Determine the number of lines containing the word "React". Reply with it and nothing else.
• • • •
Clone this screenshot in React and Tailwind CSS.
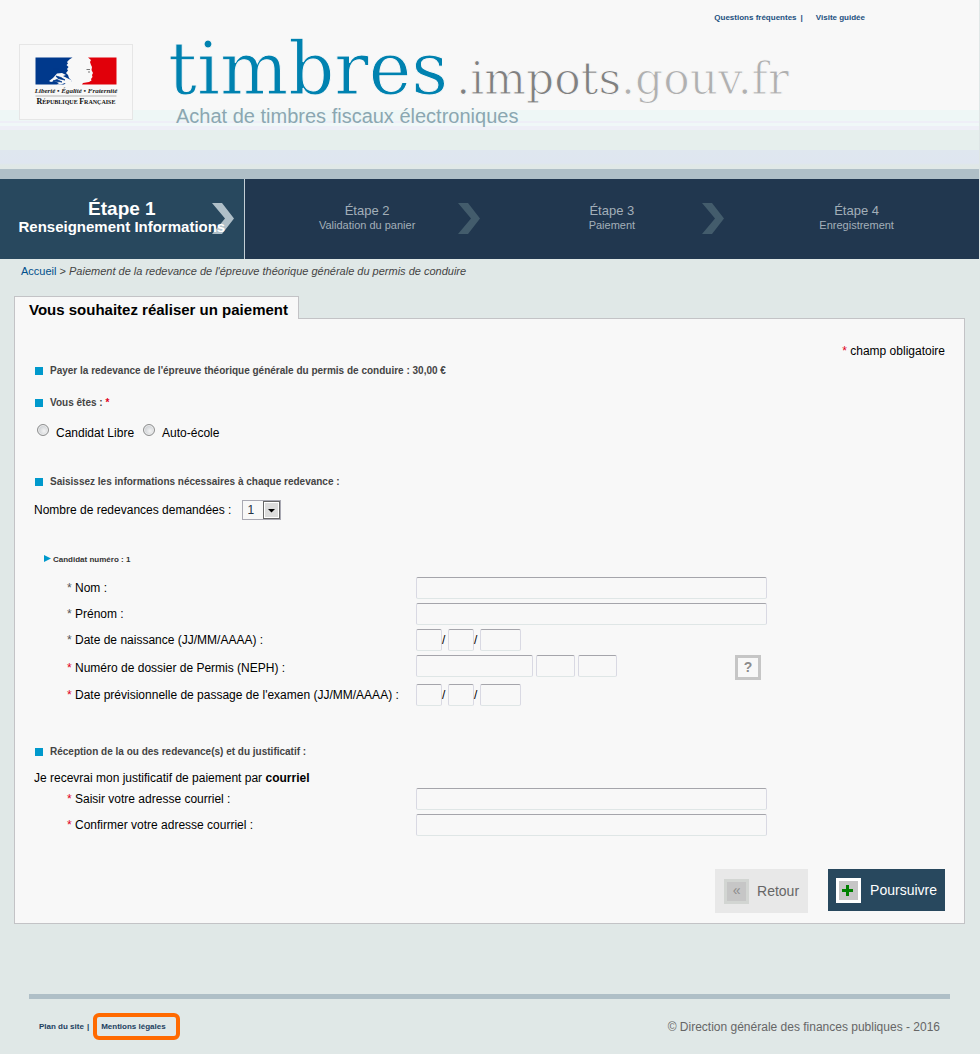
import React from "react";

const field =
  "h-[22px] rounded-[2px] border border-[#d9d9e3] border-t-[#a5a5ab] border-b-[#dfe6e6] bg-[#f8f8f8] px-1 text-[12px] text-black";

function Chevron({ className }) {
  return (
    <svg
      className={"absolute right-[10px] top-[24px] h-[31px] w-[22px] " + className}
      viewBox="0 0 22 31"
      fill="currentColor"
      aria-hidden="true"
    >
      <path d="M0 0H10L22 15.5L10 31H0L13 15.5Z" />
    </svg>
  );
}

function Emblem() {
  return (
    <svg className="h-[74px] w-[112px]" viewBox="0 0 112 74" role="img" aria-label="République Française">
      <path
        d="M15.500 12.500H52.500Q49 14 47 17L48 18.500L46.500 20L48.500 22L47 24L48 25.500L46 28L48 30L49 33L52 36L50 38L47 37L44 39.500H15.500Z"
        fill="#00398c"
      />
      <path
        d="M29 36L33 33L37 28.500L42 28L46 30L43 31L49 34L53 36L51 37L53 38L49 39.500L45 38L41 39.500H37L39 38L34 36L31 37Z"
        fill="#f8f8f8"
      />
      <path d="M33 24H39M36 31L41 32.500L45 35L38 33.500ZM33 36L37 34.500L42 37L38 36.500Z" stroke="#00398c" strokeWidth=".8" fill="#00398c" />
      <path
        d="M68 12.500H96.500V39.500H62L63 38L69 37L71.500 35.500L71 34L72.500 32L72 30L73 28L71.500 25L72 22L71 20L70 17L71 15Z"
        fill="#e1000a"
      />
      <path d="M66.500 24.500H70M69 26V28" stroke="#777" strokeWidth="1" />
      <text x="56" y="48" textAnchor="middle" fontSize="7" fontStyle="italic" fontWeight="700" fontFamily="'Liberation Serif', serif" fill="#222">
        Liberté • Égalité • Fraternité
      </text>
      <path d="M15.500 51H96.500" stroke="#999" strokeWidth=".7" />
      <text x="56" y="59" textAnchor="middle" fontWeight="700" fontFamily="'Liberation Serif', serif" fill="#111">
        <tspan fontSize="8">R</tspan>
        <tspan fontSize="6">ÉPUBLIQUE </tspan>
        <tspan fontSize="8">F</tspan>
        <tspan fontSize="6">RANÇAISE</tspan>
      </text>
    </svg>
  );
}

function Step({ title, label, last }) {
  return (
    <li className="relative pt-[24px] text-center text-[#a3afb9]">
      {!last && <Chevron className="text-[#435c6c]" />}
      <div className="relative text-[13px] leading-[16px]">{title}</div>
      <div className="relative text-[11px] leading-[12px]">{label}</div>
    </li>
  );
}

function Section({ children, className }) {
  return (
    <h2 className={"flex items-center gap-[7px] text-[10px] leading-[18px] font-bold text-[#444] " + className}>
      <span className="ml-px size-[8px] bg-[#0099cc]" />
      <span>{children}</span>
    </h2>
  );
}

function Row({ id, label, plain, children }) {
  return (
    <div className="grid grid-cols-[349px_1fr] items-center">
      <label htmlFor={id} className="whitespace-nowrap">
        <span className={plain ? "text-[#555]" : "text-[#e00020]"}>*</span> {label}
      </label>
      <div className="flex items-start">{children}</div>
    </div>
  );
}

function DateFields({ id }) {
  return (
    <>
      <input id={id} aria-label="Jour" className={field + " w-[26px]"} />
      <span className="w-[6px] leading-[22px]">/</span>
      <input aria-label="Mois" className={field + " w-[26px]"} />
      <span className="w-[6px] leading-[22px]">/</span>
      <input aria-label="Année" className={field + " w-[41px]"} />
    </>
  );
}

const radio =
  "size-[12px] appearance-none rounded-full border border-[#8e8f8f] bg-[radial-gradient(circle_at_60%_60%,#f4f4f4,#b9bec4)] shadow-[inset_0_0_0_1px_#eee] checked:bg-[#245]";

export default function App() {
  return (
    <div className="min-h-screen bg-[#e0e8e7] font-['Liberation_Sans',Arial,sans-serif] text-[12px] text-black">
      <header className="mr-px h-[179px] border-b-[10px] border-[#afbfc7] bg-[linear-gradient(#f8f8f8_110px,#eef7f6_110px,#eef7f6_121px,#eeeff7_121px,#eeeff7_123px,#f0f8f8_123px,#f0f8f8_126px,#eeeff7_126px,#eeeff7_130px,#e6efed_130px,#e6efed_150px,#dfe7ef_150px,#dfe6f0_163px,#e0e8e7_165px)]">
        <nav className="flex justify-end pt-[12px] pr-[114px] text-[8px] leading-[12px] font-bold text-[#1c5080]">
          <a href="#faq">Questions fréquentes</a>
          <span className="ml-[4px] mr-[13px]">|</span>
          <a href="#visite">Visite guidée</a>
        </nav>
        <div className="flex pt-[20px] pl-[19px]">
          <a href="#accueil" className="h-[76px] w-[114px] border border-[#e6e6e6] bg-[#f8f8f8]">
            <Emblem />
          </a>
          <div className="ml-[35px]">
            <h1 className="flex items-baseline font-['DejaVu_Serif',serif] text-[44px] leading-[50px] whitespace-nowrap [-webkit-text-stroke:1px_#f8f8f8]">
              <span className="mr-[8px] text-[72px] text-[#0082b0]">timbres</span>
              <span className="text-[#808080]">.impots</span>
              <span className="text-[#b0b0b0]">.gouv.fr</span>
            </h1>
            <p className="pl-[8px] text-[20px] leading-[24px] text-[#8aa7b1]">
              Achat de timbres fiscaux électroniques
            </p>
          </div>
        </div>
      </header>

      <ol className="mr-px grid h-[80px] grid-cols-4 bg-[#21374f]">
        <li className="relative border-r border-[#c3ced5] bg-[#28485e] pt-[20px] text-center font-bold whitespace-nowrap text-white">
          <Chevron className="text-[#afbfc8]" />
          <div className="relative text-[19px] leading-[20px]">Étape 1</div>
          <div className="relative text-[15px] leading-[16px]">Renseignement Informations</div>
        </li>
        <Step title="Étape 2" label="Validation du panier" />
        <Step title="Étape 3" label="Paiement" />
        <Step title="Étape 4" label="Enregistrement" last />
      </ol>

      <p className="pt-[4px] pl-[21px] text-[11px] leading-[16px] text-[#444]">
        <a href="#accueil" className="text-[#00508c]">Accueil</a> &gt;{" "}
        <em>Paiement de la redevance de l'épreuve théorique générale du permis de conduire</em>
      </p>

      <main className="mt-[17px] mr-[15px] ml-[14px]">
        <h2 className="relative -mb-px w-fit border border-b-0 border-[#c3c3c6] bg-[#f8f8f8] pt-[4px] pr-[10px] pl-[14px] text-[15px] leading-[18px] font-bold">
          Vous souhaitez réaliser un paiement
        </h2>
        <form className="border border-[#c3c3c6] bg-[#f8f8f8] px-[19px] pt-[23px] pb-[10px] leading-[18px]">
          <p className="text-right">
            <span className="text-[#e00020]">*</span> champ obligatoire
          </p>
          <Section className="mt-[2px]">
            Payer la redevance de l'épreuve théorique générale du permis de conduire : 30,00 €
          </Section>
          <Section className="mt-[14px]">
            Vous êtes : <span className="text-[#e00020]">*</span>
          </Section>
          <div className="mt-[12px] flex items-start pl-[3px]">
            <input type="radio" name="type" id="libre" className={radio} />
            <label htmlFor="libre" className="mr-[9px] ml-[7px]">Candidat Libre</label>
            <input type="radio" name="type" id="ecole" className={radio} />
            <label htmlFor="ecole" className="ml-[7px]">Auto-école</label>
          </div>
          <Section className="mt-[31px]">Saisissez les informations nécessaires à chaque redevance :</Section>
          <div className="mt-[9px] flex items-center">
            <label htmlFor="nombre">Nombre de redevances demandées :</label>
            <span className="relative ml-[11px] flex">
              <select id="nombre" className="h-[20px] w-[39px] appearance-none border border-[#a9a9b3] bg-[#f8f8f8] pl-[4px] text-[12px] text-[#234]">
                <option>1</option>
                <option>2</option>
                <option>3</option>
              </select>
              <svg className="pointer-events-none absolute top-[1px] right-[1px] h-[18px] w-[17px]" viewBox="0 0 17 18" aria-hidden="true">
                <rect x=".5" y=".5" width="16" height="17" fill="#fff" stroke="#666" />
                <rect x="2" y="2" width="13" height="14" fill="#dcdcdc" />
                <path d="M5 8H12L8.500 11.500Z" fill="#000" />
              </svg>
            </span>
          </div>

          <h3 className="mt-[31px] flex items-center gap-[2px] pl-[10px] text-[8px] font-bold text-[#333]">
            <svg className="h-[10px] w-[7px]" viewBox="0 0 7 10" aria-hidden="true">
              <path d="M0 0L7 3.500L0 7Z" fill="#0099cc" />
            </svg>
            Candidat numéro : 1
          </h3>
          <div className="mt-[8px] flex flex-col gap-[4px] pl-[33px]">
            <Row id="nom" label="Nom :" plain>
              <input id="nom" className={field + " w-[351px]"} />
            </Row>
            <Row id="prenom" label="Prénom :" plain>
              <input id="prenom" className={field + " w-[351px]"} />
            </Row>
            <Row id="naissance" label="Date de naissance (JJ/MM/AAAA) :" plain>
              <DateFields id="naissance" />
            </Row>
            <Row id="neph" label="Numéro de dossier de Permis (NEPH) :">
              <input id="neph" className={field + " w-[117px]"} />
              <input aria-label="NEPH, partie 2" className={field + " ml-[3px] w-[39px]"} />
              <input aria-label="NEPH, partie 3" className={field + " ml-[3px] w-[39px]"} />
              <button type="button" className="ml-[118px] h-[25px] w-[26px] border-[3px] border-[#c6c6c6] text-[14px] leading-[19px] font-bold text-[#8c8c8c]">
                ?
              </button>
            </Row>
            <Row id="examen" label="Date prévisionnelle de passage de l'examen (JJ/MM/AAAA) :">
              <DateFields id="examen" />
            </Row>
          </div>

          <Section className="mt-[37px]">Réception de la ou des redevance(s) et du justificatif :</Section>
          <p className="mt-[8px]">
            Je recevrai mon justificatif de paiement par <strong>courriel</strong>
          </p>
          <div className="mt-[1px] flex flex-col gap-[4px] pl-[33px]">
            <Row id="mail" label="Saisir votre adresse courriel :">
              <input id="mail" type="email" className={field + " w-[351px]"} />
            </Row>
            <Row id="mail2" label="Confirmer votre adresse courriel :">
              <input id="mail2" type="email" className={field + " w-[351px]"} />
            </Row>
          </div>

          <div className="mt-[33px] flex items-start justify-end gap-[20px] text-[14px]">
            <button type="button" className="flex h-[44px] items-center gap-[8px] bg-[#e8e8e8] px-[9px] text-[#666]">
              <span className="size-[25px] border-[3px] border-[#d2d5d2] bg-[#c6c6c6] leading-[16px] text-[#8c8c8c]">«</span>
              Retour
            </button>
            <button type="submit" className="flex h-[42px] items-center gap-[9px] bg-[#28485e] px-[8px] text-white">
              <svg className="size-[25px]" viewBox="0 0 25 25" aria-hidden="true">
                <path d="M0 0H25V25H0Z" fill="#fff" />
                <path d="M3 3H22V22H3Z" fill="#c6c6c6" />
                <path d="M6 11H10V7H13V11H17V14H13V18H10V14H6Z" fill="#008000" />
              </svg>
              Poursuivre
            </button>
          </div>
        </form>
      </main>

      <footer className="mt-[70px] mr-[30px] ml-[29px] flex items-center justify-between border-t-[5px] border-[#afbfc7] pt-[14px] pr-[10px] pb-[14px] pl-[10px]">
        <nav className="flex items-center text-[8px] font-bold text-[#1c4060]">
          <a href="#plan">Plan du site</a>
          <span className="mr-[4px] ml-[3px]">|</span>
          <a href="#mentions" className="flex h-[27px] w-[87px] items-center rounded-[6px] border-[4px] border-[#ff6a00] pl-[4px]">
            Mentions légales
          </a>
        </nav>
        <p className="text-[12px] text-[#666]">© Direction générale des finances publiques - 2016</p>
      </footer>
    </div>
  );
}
• • • •
== OUTPUT BELOW ==
2